Credible sources of medical information are difficult to find for patients and healthcare professionals. The European Association of Urologists (EAU) have updated their patient information website since our previous review last year. This digital review focuses on the patient information part of the EAU website. The website can be found at http://patients.uroweb.org
Ease of use
The front page has various language options (selected from the top right corner). This would be a great help in explaining procedures (even with an interpreter) to anyone who does not understand the local language. It is a great start to a very ambitious project; however, at the time of review (accessed and reviewed on 19 May 2019), some of the most widely spoken European languages, including French and Russian, are not represented.
The web page has been greatly improved with division into cancers, diseases, diagnostics, treatments, downloads, videos and other resources. Personally, I still think that it could benefit from further focus group testing and simplification. The term ‘urologic’ is not in the English language and I think is superfluous, I would shorten the terminology to ‘Cancers’, ‘Other diseases’ and ‘Tests’ instead of ‘Diagnostics’.
Each section is now alphabetically ordered. This simple ordering has greatly improved the overall feel of the website. Some sections, such as ‘Treatments’, still remain overly complicated with everything from phosphodiesterase 5 inhibitors, transurethral microwave thermotherapy (TUMT) and watchful waiting as sub-sections. I would also argue that few patients I have treated would know that they have been taking a phosphodiesterase 5 inhibitor. As this website has been designed for patients maybe further refinement of the sub-section categories would be appropriate e.g. drugs for erectile dysfunction and prostate operations need to be considered.

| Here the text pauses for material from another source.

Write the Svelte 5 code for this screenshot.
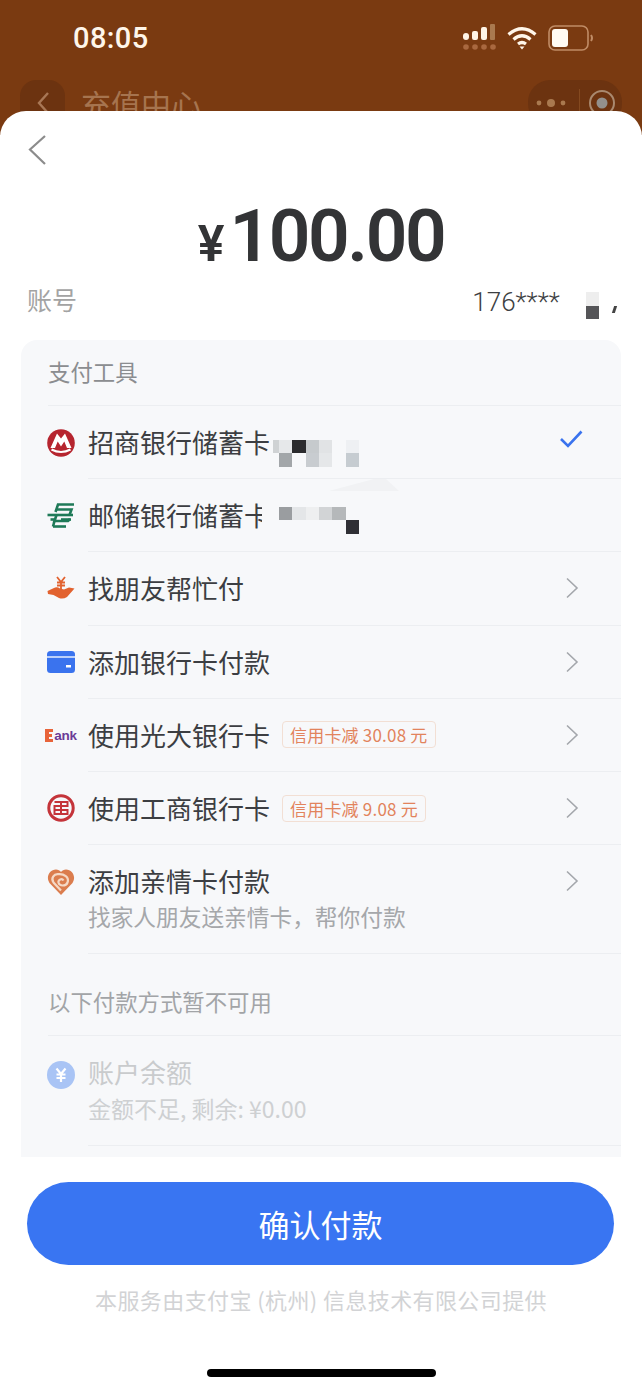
<script>
	const payRows = [
		{ id: 'cmb', name: '招商银行储蓄卡', check: true },
		{ id: 'psbc', name: '邮储银行储蓄卡', smudge: true },
		{ id: 'friend', name: '找朋友帮忙付', arrow: true },
		{ id: 'card', name: '添加银行卡付款', arrow: true },
		{ id: 'ceb', name: '使用光大银行卡', arrow: true, tag: '信用卡减 30.08 元' },
		{ id: 'icbc', name: '使用工商银行卡', arrow: true, tag: '信用卡减 9.08 元' },
		{ id: 'heart', name: '添加亲情卡付款', arrow: true, sub: '找家人朋友送亲情卡，帮你付款' }
	];

	// blurred out card numbers, two lines of cells
	const mosaicA = ['#e6e8ea', '#2b2b2e', '#c6cacd', '#e1e3e5', '', '#eef0f3', '#a2a6a9', '', '#c8ccd0', '#e5e7e9', '', '#c6ccd1'];
	const mosaicB = ['#9a9da0', '#e4e6e8', '#eeeff0', '#d2d4d6', '#b5b8ba', '', '', '', '', '', '', '#2f2f35'];
	const mosaicC = ['#eeeeee', '#555558'];
</script>

{#snippet mosaic(cells, cols)}
	<div class="mosaic" style="grid-template-columns: repeat({cols}, 13.3px)">
		{#each cells as c}
			<span style="background: {c || 'transparent'}"></span>
		{/each}
	</div>
{/snippet}

{#snippet chevron()}
	<svg width="14" height="22" viewBox="0 0 14 22" fill="none">
		<path d="M2 1.5 L12 11 L2 20.5" stroke="#a4a7ac" stroke-width="1.6" />
	</svg>
{/snippet}

{#snippet icon(id)}
	{#if id === 'cmb'}
		<svg width="28" height="28" viewBox="0 0 28 28">
			<circle cx="14" cy="14" r="13.8" fill="#b6252f" />
			<path d="M3.5 19 L10 4.5 L14 9.5 L18 4.5 L24.5 19 L20 19 L17.3 12.5 L14 17.5 L10.7 12.5 L8 19 Z" fill="#fff" />
			<path d="M4.5 20.5 Q14 25.5 23.5 20.5" stroke="#fff" stroke-width="2.2" fill="none" />
		</svg>
	{:else if id === 'psbc'}
		<svg width="28" height="28" viewBox="0 0 28 28" fill="none" stroke="#1f7a58" stroke-width="2.6">
			<path d="M8.5 10 L11 2.5 H27" />
			<path d="M9 7.5 H24.5 L22.5 13" />
			<path d="M0.5 13 H26" />
			<path d="M9.5 13 L7.5 19 H21 L23 17" />
			<path d="M3.5 17.5 H8.5" />
			<path d="M14 17.5 H24" />
			<path d="M6 24.5 L7.5 19" />
			<path d="M6 24.5 H19" />
		</svg>
	{:else if id === 'friend'}
		<svg width="28" height="26" viewBox="0 0 28 26">
			<path d="M0.5 15 L7 12 Q10 10.5 13 12.5 L17 13.5 L22 11.5 L27.5 12.5 L20 21 Q16 23.5 12 22 L6.5 19 L1 18 Z" fill="#e2622f" />
			<path d="M10 1 L14 6 L18 1 M14 6 V13 M10 6.5 H18 M10 9.5 H18" stroke="#e2622f" stroke-width="1.8" fill="none" />
		</svg>
	{:else if id === 'card'}
		<svg width="28" height="22" viewBox="0 0 28 22">
			<rect width="28" height="22" rx="3.5" fill="#3a73ee" />
			<rect y="5" width="28" height="2" fill="#bcd0fa" />
			<rect x="19" y="14" width="5" height="2.5" fill="#fff" />
		</svg>
	{:else if id === 'ceb'}
		<div class="bank">
			<svg width="8" height="13" viewBox="0 0 8 13"><path d="M0 0 H8 V3 H4 V5 H7 V8 H4 V10 H8 V13 H0 Z" fill="#e8643a" /></svg>
			<span>ank</span>
		</div>
	{:else if id === 'icbc'}
		<svg width="28" height="28" viewBox="0 0 28 28" fill="none" stroke="#c4343a">
			<circle cx="14" cy="14" r="12.2" stroke-width="3" />
			<path d="M7.5 8 H20.5 V12 H7.5 V16 M7.5 16 H20.5 V20 H7.5 V16 M14 8 V20" stroke-width="2" />
		</svg>
	{:else if id === 'heart'}
		<svg width="28" height="28" viewBox="0 0 28 28" fill="none">
			<path d="M14 27 L2.5 15 C-1.5 9 2.5 1.5 9 1.5 C11 1.5 13 2.5 14 4 C15 2.5 17 1.5 19 1.5 C25.5 1.5 29.5 9 25.5 15 Z" fill="#db7d4e" />
			<path d="M14 22.5 L6.5 14.5 C3.5 10 7 6 11 6.2 C17 5.5 22.5 9 20.5 14.5 C19 18.5 12.5 18.5 11.5 14.5 C11 11.5 15 10 16.5 12.5" stroke="#f5d9c6" stroke-width="2.2" />
		</svg>
	{/if}
{/snippet}

<div class="page">
	<header class="top">
		<div class="status">
			<span class="time">08:05</span>
			<div class="status-icons">
				<svg width="33" height="28" viewBox="0 0 33 28">
					<rect x="0" y="9" width="6" height="7" rx="3" fill="#fff4e6" />
					<rect x="9" y="7" width="6" height="9" rx="2" fill="#fff4e6" />
					<rect x="18" y="3" width="6" height="13" rx="2" fill="#fff4e6" />
					<rect x="27" y="0" width="5" height="16" rx="1" fill="#a9794f" />
					<g fill="#a9683f">
						<circle cx="3" cy="23" r="2.8" /><circle cx="12" cy="23" r="2.8" /><circle cx="21" cy="23" r="2.8" /><circle cx="30" cy="23" r="2.8" />
					</g>
				</svg>
				<svg width="30" height="24" viewBox="0 0 30 24" fill="none" stroke="#fff6ea" stroke-width="3.2">
					<path d="M1.5 8.5 Q15 -3 28.5 8.5" />
					<path d="M6.5 13.5 Q15 6 23.5 13.5" />
					<path d="M11 18 Q15 15 19 18" />
					<path d="M12.5 20.5 H17.5 L15 23.5 Z" fill="#fff6ea" stroke="none" />
				</svg>
				<svg width="46" height="26" viewBox="0 0 46 26" fill="none">
					<rect x="1" y="1" width="39" height="24" rx="6" stroke="#c08c66" stroke-width="1.6" />
					<rect x="4" y="4" width="16" height="18" rx="3" fill="#fffaf2" />
					<path d="M43 10 Q45 13 43 16" stroke="#c08c66" stroke-width="2" />
				</svg>
			</div>
		</div>
		<nav class="nav">
			<div class="nav-back">
				<svg width="14" height="24" viewBox="0 0 14 24" fill="none"><path d="M12 2 L3 12 L12 22" stroke="#a87755" stroke-width="2.4" /></svg>
			</div>
			<span class="nav-title">充值中心</span>
			<div class="capsule">
				<svg width="40" height="10" viewBox="0 0 40 10" fill="#a9794f">
					<circle cx="8" cy="5" r="2.4" /><circle cx="20" cy="5" r="4" /><circle cx="32" cy="5" r="2.4" />
				</svg>
				<i></i>
				<svg width="28" height="28" viewBox="0 0 28 28" fill="none">
					<circle cx="14" cy="14" r="12" stroke="#a9896f" stroke-width="2" />
					<circle cx="14" cy="14" r="5.5" fill="#93908c" />
				</svg>
			</div>
		</nav>
	</header>

	<main class="sheet">
		<button class="back" aria-label="返回">
			<svg width="20" height="32" viewBox="0 0 20 32" fill="none"><path d="M18 2 L3 15.5 L18 30" stroke="#8c8c8c" stroke-width="2.2" /></svg>
		</button>

		<div class="amount"><span class="yen">¥</span>100.00</div>

		<div class="account">
			<span class="acc-label">账号</span>
			<div class="acc-value">
				<span>176****</span>
				{@render mosaic(mosaicC, 1)}
				<em></em>
			</div>
		</div>

		<section class="tools">
			<h2 class="group-title">支付工具</h2>
			{#each payRows as row}
				<div class="row">
					<div class="ic">{@render icon(row.id)}</div>
					<div class="row-body">
						<div class="row-main">
							<div class="row-text">
								<div class="name-line">
									<span class="name">{row.name}</span>
									{#if row.id === 'cmb'}<div class="blur-a">{@render mosaic(mosaicA, 6)}</div>{/if}
									{#if row.id === 'psbc'}<div class="blur-b">{@render mosaic(mosaicB, 6)}</div>{/if}
									{#if row.smudge}
										<span class="patch"></span>
									{/if}
									{#if row.tag}<span class="tag">{row.tag}</span>{/if}
								</div>
								{#if row.sub}<div class="sub">{row.sub}</div>{/if}
							</div>
							<div class="side" class:is-check={row.check}>
								{#if row.check}
									<svg width="24" height="20" viewBox="0 0 24 20" fill="none"><path d="M2 10 L9 17 L22.5 2.5" stroke="#3a73ee" stroke-width="2.6" /></svg>
								{:else if row.arrow}
									{@render chevron()}
								{/if}
							</div>
						</div>
						{#if row.smudge}
							<svg class="wedge" width="70" height="12" viewBox="0 0 70 12"><path d="M0 12 L45 0 H57 L70 12 Z" fill="#f1f2f4" /></svg>
						{/if}
					</div>
				</div>
			{/each}

			<h2 class="group-title off-title">以下付款方式暂不可用</h2>
			<div class="row off">
				<div class="ic">
					<svg width="28" height="28" viewBox="0 0 28 28">
						<circle cx="14" cy="14" r="14" fill="#a9c4f5" />
						<path d="M9.5 7.5 L14 13 L18.5 7.5 M14 13 V21 M9.5 13.5 H18.5 M9.5 17 H18.5" stroke="#fff" stroke-width="2.2" fill="none" />
					</svg>
				</div>
				<div class="row-body">
					<div class="row-text">
						<div class="name">账户余额</div>
						<div class="sub">金额不足, 剩余: ¥0.00</div>
					</div>
				</div>
			</div>
		</section>

		<button class="confirm">确认付款</button>
		<p class="provider">本服务由支付宝 (杭州) 信息技术有限公司提供</p>
		<div class="home-bar"></div>
	</main>
</div>

<style>
	:global(body) {
		margin: 0;
		background: #fff;
	}

	.page {
		width: 642px;
		height: 1389px;
		overflow: hidden;
		display: flex;
		flex-direction: column;
		font-family: "Noto Sans CJK SC", "Liberation Sans", sans-serif;
		color: #3c3e42;
	}

	.top {
		height: 135px;
		margin-bottom: -24px;
		flex: none;
		background: #7a3a11;
		overflow: hidden;
	}

	.status {
		height: 80px;
		padding: 0 48px 0 73px;
		box-sizing: border-box;
		display: flex;
		justify-content: space-between;
		align-items: center;
	}

	.time {
		font-family: Roboto, sans-serif;
		font-size: 29px;
		font-weight: 500;
		letter-spacing: 0.4px;
		color: #fff6ea;
		margin-top: -4px;
	}

	.status-icons {
		display: flex;
		align-items: center;
		gap: 11px;
		margin-top: -5px;
	}

	.nav {
		height: 46px;
		padding: 0 20px;
		display: flex;
		align-items: center;
	}

	.nav-back {
		width: 45px;
		height: 46px;
		border-radius: 16px;
		background: #6c3310;
		display: flex;
		align-items: center;
		justify-content: center;
	}

	.nav-title {
		margin-left: 16px;
		font-size: 30px;
		color: #a6744f;
		flex: 1;
	}

	.capsule {
		width: 94px;
		height: 46px;
		border-radius: 22px;
		background: #6c3310;
		display: flex;
		align-items: center;
		justify-content: space-between;
		padding: 0 6px 0 3px;
		box-sizing: border-box;
	}

	.capsule i {
		width: 1px;
		height: 28px;
		background: #84491f;
	}

	.sheet {
		position: relative;
		flex: 1;
		background: #fff;
		border-radius: 26px 26px 0 0;
		display: flex;
		flex-direction: column;
	}

	.back {
		align-self: flex-start;
		margin: 23px 0 0 27px;
		padding: 0;
		border: 0;
		background: none;
		height: 32px;
	}

	.amount {
		margin-top: 25px;
		height: 90px;
		display: flex;
		justify-content: center;
		align-items: baseline;
		font-family: Roboto, sans-serif;
		font-size: 73px;
		line-height: 90px;
		font-weight: 600;
		color: #333436;
		letter-spacing: -2.4px;
	}

	.yen {
		font-size: 50px;
		margin-right: 5px;
		letter-spacing: 0;
	}

	.account {
		margin-top: -10px;
		padding: 0 26px 0 27px;
		height: 56px;
		display: flex;
		justify-content: space-between;
		align-items: center;
	}

	.acc-label {
		font-size: 25px;
		color: #a3a3a3;
	}

	.acc-value {
		display: flex;
		align-items: center;
		font-family: Roboto, sans-serif;
		font-size: 26px;
		font-weight: 300;
		color: #3c3e42;
		margin-top: 6px;
	}

	.acc-value .mosaic {
		margin: 7px 14px 0 26px;
	}

	.acc-value em {
		width: 3px;
		height: 7px;
		margin-top: 14px;
		background: #444;
		transform: skewX(-18deg);
	}

	.mosaic {
		display: grid;
		grid-auto-rows: 13.5px;
		flex: none;
	}

	.tools {
		margin: 13px 21px 0;
		height: 817px;
		flex: none;
		background: #f7f8fa;
		border-radius: 16px 16px 0 0;
		overflow: hidden;
	}

	.group-title {
		margin: 0 0 0 27px;
		height: 66px;
		line-height: 62px;
		box-sizing: border-box;
		font-size: 22.4px;
		font-weight: 400;
		color: #8b8d90;
		border-bottom: 1px solid #eceef1;
	}

	.off-title {
		height: 82px;
		line-height: 94px;
		color: #a2a4a7;
	}

	.row {
		display: flex;
		padding-left: 26px;
	}

	.ic {
		width: 28px;
		height: 73px;
		margin-right: 13px;
		flex: none;
		display: flex;
		align-items: center;
		justify-content: center;
	}

	.row-body {
		position: relative;
		flex: 1;
		min-width: 0;
		border-bottom: 1px solid #eceef1;
		box-sizing: border-box;
	}

	.row-main {
		display: flex;
		justify-content: space-between;
	}

	.row-text {
		padding-top: 18px;
		min-width: 0;
	}

	.name-line {
		position: relative;
		display: flex;
		align-items: center;
	}

	.row:not(.off) .row-text {
		padding: 0;
		min-height: 72.2px;
	}

	.row:not(.off) .name-line {
		height: 72.2px;
	}

	.name {
		font-size: 26px;
		line-height: 36px;
		color: #3c3e42;
		white-space: nowrap;
	}

	.blur-a {
		position: relative;
		margin: 22px 0 0 9px;
	}

	.blur-a::before {
		content: "";
		position: absolute;
		left: -6px;
		top: 0;
		width: 6px;
		height: 13px;
		background: #cfd2d4;
	}

	.blur-b {
		margin: 10px 0 0 9px;
	}

	/* white smear over the last glyph in the source photo */
	.patch {
		position: absolute;
		left: 174px;
		top: 16px;
		width: 12px;
		height: 40px;
		background: #f7f8fa;
	}

	.wedge {
		position: absolute;
		left: 241px;
		top: 0;
	}

	.tag {
		margin-left: 12px;
		padding: 0 7px;
		height: 25px;
		line-height: 25px;
		border: 1px solid #f2dfd4;
		border-radius: 4px;
		font-size: 17px;
		letter-spacing: 0.2px;
		color: #e2835c;
		white-space: nowrap;
	}

	.sub {
		font-size: 22.7px;
		line-height: 30px;
		margin: -15px 0 21px;
		color: #a5a7aa;
		white-space: nowrap;
	}

	.side {
		width: 60px;
		height: 72px;
		flex: none;
		display: flex;
		align-items: center;
		justify-content: flex-start;
		padding-left: 4px;
		box-sizing: border-box;
	}

	.side.is-check {
		padding-left: 0;
		margin-top: -3px;
	}

	.side.is-check svg {
		margin-left: -2px;
	}

	.off .ic {
		height: 78px;
	}

	.off .row-body {
		height: 110px;
	}

	.off .name {
		color: #c9cbcd;
	}

	.off .sub {
		margin: 3px 0 0;
		font-size: 23px;
		font-family: "Noto Sans CJK SC", Roboto, sans-serif;
		color: #ced0d2;
	}

	.confirm {
		margin: 25px 28px 0 27px;
		height: 83px;
		flex: none;
		border: 0;
		border-radius: 42px;
		background: #3975f2;
		color: #fff;
		font-family: inherit;
		font-size: 31px;
		padding: 0;
	}

	.provider {
		margin: 18px 0 0;
		text-align: center;
		font-size: 22px;
		letter-spacing: 0.4px;
		line-height: 32px;
		color: #d2d3d5;
	}

	.home-bar {
		width: 229px;
		height: 8px;
		border-radius: 4px;
		background: #000;
		position: absolute;
		left: 207px;
		bottom: 12px;
	}

	.bank {
		display: flex;
		align-items: center;
		gap: 1px;
		font-family: "Liberation Sans", sans-serif;
		font-weight: 700;
		font-size: 13.5px;
		color: #6b3a96;
		letter-spacing: -0.3px;
	}
</style>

Patient information is presented for various urological diseases. In the sections, each disease type is broken down into sub-sections from an initial landing page. Generally, the language is simple and there are diagrams to help explain certain procedures. Although each disease section is broken into digestible sections there is no obvious navigation at the end of each sub-section to return back to more information or the main landing page of the subsection e.g. bladder cancer.
For medical professionals there are leaflets for various types of diseases. These have been greatly expanded and now are essentially printable leaflets that patients can download, read and digest in their own time.
I think the patient videos section remains the most successful part of the patient information website. The videos are animated generic videos which explain operations such as a transurethral resection of bladder tumour, ureteroscopy and JJ stent insertion. The videos are narrated in various languages and provide an easy to understand, diagrammatic explanation of the procedures in question. The animated videos have been a hit with patients and feedback showed almost all patients felt that the videos raised the level of their understanding and improved patient confidence prior to the procedure.
Unfortunately, there are still only a few videos currently available on the EAU website. These include JJ stent placement, extracorporeal shockwave lithotripsy, cystoscopy, cystectomy, changing a stoma bag, drug treatment in overactive bladder and urodynamics. The videos can now be easily shared with patients as a link which can be viewed through YouTube. This is a great improvement from last year and I look forward to the release of more patient information videos from the EAU.
The EAU’s patient information website (http://patients.uroweb.org) is continuing to educate and empower patients. I welcome the current changes and look forward to further refinements and developments so that this can become the premier portal for patient information in the field of urology.